**** Input
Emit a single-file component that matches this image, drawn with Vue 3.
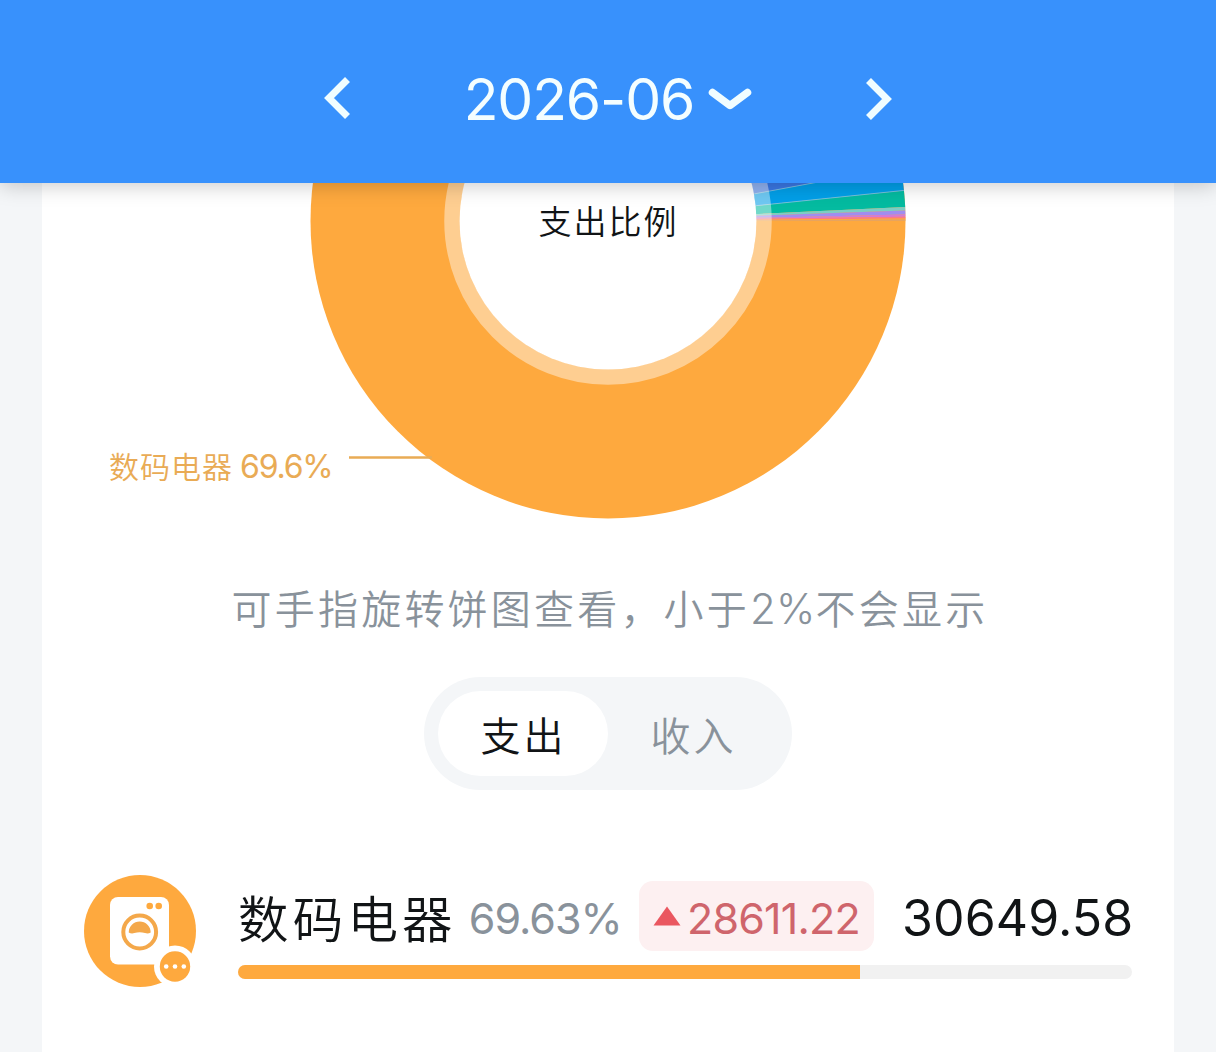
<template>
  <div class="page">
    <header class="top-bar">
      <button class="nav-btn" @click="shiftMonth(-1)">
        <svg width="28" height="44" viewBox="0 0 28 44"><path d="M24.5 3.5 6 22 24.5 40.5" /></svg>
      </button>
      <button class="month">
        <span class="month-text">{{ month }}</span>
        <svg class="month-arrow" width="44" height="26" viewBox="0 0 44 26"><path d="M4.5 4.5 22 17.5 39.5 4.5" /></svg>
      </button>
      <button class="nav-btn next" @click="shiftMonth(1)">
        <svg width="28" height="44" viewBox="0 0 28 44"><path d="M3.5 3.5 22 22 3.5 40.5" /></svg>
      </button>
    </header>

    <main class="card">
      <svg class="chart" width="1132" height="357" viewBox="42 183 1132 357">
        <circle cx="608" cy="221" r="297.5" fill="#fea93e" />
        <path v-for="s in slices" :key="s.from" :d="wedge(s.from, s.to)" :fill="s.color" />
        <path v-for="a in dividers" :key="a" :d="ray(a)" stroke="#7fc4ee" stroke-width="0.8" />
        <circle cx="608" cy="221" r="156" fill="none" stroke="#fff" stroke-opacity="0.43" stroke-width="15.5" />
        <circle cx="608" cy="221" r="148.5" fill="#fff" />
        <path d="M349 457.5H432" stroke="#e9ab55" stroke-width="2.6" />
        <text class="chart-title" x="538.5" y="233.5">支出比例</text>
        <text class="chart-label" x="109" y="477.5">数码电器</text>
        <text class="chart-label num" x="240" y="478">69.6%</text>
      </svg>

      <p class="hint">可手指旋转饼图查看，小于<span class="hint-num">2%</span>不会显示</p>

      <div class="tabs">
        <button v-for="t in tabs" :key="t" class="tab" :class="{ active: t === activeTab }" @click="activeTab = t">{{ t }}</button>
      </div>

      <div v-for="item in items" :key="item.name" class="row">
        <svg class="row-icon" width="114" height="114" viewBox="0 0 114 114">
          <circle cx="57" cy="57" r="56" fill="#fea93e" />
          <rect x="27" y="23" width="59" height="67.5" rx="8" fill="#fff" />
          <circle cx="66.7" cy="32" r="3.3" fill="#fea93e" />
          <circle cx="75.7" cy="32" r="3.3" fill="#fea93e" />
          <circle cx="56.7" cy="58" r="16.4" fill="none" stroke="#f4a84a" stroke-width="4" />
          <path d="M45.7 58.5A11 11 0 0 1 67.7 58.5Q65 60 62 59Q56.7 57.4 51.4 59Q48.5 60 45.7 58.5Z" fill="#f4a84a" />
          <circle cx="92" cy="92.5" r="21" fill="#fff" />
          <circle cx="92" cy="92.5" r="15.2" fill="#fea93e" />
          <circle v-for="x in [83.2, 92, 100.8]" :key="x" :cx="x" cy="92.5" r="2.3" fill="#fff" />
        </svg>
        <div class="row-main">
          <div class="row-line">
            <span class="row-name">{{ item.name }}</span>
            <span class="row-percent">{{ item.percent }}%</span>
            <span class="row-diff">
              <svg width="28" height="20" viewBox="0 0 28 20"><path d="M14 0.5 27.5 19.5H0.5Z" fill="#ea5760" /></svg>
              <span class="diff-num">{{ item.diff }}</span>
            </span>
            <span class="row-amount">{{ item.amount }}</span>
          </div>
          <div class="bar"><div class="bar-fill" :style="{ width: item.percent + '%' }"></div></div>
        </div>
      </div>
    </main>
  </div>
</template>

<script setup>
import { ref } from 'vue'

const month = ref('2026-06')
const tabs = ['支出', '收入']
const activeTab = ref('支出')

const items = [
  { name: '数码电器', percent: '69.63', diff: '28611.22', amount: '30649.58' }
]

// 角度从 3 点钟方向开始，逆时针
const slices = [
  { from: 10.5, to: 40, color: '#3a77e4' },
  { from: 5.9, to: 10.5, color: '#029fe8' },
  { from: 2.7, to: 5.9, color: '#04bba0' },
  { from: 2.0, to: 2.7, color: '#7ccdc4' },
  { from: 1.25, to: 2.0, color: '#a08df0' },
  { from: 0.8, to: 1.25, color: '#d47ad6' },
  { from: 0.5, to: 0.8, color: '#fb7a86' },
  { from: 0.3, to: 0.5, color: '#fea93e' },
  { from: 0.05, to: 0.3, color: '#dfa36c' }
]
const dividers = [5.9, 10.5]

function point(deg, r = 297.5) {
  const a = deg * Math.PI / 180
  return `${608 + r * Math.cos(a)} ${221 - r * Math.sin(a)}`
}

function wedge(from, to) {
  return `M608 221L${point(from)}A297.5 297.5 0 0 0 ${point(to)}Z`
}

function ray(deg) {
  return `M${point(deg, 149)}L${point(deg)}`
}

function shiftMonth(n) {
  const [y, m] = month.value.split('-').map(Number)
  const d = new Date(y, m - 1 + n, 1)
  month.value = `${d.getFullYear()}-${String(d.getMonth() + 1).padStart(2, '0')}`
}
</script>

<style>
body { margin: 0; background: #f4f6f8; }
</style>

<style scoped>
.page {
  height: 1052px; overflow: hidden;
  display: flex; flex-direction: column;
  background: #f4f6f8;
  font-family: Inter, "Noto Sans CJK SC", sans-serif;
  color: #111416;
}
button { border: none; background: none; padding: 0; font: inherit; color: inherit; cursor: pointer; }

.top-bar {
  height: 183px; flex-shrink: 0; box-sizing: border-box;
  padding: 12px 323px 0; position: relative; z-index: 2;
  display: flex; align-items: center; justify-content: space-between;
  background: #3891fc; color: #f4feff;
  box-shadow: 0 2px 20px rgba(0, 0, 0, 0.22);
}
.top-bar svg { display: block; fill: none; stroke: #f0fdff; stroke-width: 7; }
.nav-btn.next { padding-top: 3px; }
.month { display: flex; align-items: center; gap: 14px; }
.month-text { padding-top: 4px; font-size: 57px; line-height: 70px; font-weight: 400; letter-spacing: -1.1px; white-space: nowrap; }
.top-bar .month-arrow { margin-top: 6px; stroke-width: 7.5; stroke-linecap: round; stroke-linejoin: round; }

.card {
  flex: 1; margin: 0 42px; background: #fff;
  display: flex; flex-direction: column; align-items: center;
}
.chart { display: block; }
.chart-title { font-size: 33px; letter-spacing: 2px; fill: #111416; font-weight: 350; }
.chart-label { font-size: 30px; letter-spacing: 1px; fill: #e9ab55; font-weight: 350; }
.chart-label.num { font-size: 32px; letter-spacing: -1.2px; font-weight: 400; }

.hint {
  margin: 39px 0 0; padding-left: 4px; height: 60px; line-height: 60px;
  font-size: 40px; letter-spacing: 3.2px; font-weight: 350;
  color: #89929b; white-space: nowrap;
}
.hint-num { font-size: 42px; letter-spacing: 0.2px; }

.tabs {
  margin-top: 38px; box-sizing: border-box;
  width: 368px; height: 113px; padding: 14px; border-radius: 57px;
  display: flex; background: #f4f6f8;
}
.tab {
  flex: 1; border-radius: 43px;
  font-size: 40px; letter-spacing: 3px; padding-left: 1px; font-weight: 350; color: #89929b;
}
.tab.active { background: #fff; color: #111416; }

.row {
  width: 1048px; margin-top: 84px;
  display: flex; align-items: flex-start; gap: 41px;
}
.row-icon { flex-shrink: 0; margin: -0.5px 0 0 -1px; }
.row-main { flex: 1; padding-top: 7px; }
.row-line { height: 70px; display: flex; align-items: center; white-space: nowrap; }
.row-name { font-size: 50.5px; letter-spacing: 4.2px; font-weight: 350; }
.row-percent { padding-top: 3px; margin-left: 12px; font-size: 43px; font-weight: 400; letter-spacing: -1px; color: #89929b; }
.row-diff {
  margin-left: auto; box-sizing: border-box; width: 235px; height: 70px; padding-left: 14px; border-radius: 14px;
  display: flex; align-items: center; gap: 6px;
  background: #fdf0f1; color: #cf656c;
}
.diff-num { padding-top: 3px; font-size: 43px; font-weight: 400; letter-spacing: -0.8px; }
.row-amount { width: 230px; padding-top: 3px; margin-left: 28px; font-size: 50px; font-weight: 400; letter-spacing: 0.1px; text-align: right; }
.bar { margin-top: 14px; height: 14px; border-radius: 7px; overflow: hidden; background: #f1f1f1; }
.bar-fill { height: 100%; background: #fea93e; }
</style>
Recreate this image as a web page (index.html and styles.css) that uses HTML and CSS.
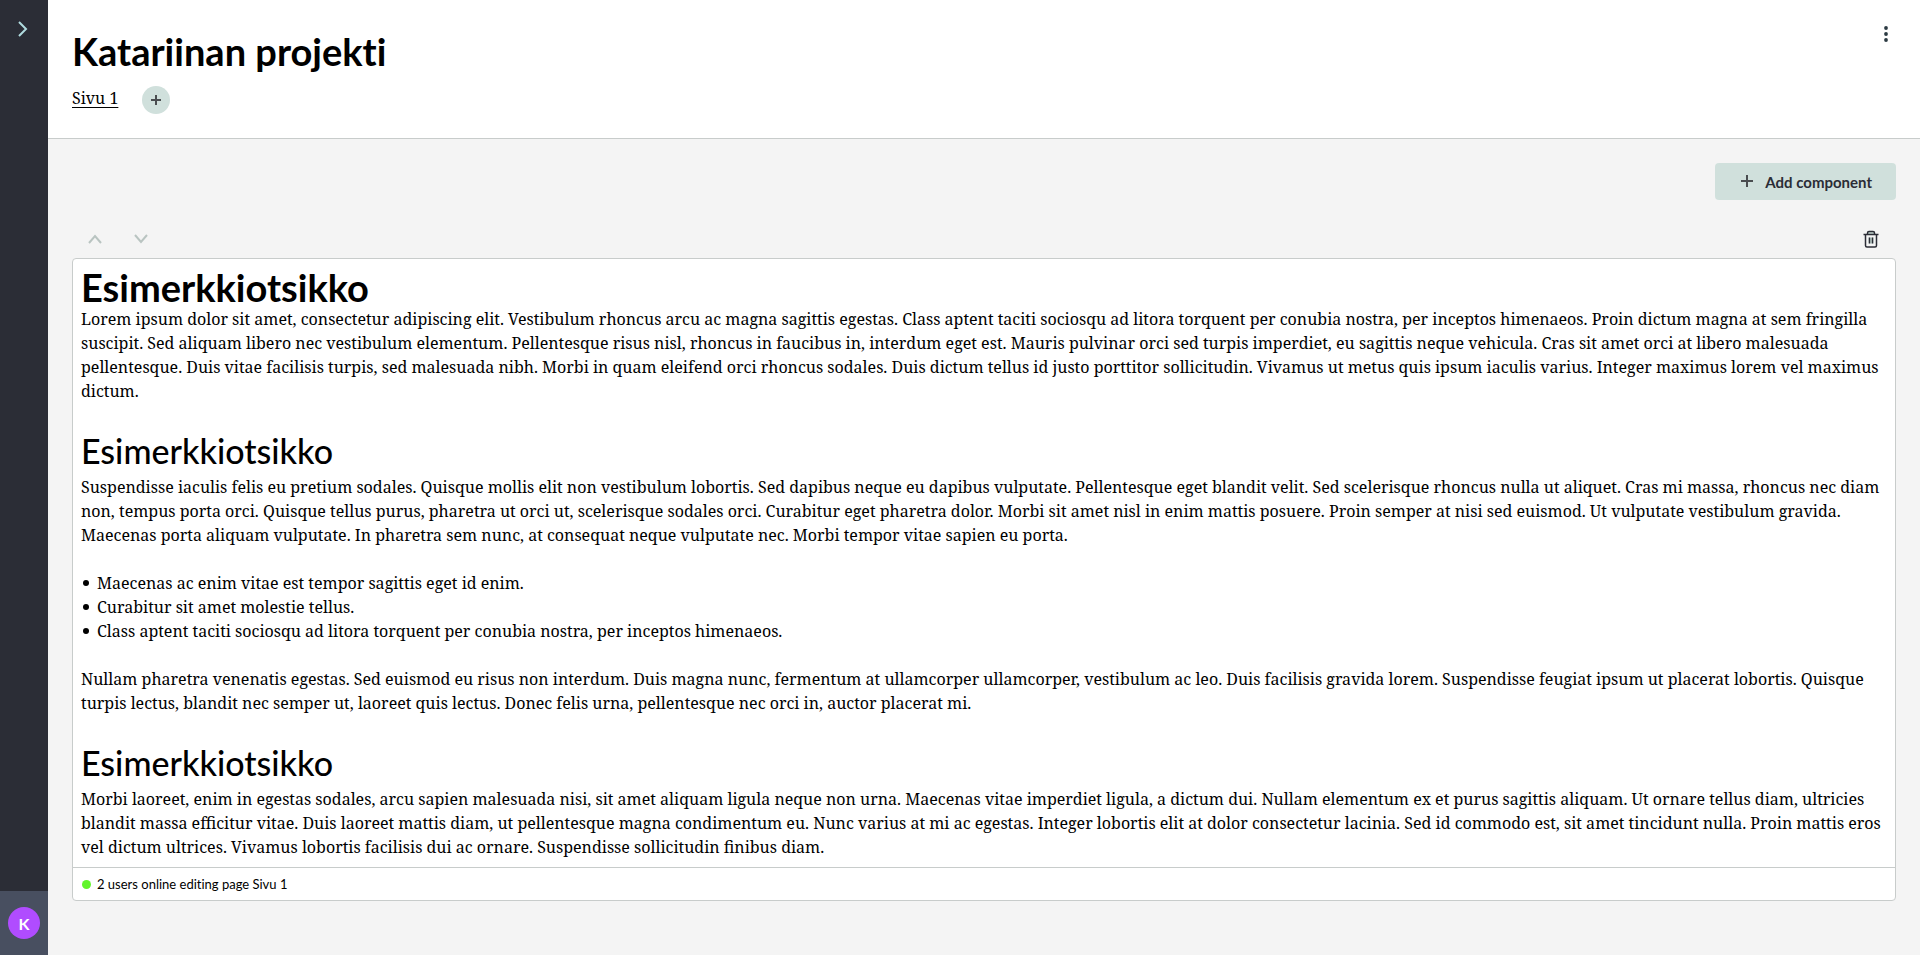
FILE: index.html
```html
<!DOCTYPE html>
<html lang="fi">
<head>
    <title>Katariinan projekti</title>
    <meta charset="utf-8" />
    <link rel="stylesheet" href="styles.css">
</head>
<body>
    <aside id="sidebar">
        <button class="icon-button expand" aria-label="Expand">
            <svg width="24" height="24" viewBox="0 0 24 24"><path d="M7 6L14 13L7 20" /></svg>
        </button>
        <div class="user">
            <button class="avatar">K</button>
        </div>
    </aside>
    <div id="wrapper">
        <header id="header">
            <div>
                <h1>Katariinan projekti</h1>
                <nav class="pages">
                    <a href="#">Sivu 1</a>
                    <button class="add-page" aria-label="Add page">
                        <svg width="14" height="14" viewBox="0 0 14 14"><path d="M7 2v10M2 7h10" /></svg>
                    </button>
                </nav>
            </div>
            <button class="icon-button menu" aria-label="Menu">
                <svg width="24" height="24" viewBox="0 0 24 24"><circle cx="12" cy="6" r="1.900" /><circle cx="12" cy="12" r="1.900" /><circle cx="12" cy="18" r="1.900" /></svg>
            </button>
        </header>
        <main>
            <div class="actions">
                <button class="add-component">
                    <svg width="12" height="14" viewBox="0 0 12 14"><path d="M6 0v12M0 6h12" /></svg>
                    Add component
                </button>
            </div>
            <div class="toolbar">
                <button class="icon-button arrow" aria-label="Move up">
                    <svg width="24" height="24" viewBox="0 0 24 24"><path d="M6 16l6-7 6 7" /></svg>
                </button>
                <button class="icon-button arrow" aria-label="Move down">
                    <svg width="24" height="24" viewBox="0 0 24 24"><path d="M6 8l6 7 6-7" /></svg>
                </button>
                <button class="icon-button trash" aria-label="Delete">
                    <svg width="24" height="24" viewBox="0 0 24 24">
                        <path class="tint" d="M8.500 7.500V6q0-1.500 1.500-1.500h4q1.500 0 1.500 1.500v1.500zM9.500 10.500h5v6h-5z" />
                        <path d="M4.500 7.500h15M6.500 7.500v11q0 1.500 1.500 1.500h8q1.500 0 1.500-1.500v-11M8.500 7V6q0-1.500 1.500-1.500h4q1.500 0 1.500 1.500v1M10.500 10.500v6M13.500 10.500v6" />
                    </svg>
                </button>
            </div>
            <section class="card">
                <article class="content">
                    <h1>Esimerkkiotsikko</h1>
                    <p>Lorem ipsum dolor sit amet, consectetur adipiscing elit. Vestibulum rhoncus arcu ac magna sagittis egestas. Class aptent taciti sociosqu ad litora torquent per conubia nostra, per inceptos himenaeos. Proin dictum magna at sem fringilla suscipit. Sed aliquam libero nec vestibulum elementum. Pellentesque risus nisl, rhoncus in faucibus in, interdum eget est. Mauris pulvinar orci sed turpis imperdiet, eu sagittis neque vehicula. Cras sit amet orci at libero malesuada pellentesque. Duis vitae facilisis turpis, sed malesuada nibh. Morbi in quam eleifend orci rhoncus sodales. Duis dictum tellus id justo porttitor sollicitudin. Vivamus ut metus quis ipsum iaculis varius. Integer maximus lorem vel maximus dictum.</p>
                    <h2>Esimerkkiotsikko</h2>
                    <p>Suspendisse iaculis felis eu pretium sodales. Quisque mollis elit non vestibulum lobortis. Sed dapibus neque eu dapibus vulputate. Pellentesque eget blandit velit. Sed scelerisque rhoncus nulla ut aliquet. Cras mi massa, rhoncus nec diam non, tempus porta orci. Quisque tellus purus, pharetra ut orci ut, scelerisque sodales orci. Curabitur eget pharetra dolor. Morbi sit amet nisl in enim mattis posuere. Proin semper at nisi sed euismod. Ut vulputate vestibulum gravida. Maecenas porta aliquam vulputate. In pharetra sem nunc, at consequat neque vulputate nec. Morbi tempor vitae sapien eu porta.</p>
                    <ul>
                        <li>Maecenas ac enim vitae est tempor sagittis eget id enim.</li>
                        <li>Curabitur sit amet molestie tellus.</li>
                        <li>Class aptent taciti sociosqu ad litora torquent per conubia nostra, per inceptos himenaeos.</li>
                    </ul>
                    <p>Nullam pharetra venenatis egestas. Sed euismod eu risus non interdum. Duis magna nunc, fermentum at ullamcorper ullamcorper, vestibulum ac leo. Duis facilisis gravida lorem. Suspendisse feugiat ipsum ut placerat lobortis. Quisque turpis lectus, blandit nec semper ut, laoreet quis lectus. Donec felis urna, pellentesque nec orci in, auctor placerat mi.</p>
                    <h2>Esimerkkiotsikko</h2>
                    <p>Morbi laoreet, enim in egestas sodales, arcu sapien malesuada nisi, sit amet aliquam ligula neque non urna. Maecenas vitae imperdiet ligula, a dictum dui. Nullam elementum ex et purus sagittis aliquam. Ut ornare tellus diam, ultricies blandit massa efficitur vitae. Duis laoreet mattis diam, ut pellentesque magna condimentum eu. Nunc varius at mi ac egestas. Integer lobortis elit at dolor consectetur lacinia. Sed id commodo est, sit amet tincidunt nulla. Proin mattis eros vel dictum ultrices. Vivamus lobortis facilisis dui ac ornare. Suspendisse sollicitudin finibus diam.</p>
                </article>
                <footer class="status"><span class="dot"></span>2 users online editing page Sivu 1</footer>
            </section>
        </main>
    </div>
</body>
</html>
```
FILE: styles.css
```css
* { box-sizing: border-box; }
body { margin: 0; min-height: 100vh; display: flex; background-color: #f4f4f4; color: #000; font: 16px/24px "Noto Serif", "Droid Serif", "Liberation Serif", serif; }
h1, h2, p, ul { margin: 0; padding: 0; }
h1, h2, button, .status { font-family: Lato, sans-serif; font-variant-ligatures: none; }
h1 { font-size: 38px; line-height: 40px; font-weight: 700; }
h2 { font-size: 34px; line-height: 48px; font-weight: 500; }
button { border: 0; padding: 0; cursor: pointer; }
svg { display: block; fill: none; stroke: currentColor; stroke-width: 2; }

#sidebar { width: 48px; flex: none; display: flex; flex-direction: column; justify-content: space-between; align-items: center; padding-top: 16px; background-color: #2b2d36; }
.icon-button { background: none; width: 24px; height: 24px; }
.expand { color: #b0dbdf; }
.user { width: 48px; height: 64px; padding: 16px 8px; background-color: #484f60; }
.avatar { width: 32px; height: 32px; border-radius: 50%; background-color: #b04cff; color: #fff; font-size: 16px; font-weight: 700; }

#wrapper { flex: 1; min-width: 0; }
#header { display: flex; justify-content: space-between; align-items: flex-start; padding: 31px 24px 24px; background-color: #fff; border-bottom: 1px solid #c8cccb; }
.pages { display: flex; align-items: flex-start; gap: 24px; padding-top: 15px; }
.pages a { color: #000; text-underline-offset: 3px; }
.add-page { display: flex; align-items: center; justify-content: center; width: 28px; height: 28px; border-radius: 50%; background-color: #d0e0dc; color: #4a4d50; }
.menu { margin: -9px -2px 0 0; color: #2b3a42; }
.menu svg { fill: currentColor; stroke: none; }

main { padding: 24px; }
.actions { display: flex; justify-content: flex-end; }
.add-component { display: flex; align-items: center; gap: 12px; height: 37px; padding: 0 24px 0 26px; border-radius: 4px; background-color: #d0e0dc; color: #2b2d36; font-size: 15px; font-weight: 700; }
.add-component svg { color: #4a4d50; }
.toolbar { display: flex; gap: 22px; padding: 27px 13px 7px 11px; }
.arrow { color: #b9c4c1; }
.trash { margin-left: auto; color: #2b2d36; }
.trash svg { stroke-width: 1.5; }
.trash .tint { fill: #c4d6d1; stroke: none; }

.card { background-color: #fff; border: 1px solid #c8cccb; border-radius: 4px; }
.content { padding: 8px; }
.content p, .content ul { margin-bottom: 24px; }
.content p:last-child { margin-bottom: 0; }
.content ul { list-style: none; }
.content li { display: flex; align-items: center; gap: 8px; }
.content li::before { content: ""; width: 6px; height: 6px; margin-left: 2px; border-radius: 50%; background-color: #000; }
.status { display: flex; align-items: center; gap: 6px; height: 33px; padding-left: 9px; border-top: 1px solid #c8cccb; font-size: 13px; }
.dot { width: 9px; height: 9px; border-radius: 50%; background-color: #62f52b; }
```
********
**Stated goal**
In the records above, collect each line with "this".

**Exercise output**
Emit a single-file component that matches this image, drawn with Vue 3.
Recreate this image as a web page (index.html and styles.css) that uses HTML and CSS.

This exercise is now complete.